- Work to complete: Set down word for word each line from the start of the listing through the line that contains "const frequencies = ['One-time', 'Every", both included.

-*-

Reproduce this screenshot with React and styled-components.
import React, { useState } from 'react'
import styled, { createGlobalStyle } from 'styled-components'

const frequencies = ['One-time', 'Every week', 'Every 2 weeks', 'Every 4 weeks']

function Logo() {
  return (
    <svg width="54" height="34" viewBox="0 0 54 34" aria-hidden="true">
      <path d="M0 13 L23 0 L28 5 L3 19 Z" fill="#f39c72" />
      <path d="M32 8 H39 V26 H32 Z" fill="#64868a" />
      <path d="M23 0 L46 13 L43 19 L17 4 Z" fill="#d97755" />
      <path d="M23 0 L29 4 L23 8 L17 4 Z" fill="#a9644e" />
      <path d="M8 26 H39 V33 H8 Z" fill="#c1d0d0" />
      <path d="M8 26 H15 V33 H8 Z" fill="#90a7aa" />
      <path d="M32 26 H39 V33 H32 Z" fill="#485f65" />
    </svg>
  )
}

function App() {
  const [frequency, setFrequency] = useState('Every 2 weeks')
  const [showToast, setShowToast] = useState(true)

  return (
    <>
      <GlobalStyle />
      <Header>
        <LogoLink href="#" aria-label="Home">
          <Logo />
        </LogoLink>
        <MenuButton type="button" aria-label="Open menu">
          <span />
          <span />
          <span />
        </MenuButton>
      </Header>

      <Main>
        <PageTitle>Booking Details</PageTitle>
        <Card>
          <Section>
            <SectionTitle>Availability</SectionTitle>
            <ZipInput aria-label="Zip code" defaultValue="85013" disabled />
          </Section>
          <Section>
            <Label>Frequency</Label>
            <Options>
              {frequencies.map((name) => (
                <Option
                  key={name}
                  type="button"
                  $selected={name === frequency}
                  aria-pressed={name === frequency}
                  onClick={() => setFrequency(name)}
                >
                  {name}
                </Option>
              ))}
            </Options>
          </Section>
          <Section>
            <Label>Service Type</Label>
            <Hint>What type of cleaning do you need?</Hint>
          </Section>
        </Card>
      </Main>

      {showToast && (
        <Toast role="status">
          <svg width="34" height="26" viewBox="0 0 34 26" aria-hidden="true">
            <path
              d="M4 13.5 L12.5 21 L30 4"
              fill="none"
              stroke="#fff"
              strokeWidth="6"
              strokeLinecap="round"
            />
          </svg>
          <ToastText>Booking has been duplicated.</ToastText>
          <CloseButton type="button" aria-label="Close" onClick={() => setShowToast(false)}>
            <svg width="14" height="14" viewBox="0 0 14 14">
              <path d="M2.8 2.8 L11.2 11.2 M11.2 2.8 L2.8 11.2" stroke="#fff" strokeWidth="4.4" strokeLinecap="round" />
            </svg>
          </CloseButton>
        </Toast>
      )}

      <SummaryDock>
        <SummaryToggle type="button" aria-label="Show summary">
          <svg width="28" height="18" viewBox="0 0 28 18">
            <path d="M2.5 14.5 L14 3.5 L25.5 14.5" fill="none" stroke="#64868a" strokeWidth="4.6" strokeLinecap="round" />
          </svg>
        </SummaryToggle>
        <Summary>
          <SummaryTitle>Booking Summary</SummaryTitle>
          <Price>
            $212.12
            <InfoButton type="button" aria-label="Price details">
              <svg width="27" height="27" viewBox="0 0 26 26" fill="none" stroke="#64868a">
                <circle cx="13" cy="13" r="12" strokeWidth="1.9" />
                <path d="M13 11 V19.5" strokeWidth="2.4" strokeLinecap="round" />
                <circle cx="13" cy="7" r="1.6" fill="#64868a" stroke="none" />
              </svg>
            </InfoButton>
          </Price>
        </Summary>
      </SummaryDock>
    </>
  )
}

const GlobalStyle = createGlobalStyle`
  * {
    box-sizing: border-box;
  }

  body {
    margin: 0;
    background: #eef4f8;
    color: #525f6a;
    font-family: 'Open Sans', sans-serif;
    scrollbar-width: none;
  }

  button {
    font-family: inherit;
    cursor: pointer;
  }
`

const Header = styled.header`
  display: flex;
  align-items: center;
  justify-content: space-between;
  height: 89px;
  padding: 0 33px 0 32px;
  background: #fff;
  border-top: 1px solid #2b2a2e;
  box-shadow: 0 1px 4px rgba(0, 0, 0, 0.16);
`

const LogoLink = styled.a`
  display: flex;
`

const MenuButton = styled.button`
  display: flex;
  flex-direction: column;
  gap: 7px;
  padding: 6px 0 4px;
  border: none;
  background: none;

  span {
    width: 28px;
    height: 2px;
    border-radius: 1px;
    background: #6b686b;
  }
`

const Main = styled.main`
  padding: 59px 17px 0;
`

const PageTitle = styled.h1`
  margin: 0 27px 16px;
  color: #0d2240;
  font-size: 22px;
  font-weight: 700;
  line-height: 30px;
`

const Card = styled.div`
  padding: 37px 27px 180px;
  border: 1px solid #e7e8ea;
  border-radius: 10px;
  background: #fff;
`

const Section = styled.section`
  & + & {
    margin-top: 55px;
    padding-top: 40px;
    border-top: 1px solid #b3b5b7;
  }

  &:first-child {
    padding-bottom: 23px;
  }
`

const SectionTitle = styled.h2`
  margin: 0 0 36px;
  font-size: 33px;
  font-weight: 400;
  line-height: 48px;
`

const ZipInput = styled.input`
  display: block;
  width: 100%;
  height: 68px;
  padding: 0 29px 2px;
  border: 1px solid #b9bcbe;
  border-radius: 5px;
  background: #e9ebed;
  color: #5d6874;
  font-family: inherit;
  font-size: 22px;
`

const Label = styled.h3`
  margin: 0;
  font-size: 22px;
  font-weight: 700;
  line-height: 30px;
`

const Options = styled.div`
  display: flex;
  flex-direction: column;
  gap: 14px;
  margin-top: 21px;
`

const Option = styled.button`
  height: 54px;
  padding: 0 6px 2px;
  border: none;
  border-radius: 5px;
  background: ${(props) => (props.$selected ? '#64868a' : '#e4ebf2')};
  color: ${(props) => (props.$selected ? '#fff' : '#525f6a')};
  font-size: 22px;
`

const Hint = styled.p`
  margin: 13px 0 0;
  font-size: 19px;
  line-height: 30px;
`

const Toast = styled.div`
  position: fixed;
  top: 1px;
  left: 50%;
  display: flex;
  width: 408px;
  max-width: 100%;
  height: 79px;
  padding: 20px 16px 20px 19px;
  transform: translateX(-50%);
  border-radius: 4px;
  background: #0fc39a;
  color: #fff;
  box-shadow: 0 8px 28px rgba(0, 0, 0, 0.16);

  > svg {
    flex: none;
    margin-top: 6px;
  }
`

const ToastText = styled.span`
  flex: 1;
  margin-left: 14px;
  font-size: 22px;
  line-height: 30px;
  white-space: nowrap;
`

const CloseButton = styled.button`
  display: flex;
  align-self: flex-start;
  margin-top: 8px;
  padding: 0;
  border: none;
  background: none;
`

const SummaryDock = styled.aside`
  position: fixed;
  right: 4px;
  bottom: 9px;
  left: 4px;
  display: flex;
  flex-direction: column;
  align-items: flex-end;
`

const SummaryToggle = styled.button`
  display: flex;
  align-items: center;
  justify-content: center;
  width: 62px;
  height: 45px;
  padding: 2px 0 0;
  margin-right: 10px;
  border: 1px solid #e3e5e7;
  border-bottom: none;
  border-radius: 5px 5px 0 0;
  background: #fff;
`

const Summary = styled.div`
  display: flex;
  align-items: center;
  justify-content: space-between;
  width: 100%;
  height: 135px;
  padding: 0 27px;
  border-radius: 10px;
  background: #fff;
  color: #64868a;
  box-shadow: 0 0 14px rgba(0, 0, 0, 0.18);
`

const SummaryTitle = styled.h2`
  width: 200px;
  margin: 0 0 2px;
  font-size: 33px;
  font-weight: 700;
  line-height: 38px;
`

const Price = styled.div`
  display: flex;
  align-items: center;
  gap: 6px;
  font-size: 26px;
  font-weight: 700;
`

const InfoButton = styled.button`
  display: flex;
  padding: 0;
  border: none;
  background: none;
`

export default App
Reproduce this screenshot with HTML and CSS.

-*-

- The solution:
Reproduce this screenshot with React and styled-components.
import React, { useState } from 'react'
import styled, { createGlobalStyle } from 'styled-components'

const frequencies = ['One-time', 'Every week', 'Every 2 weeks', 'Every 4 weeks']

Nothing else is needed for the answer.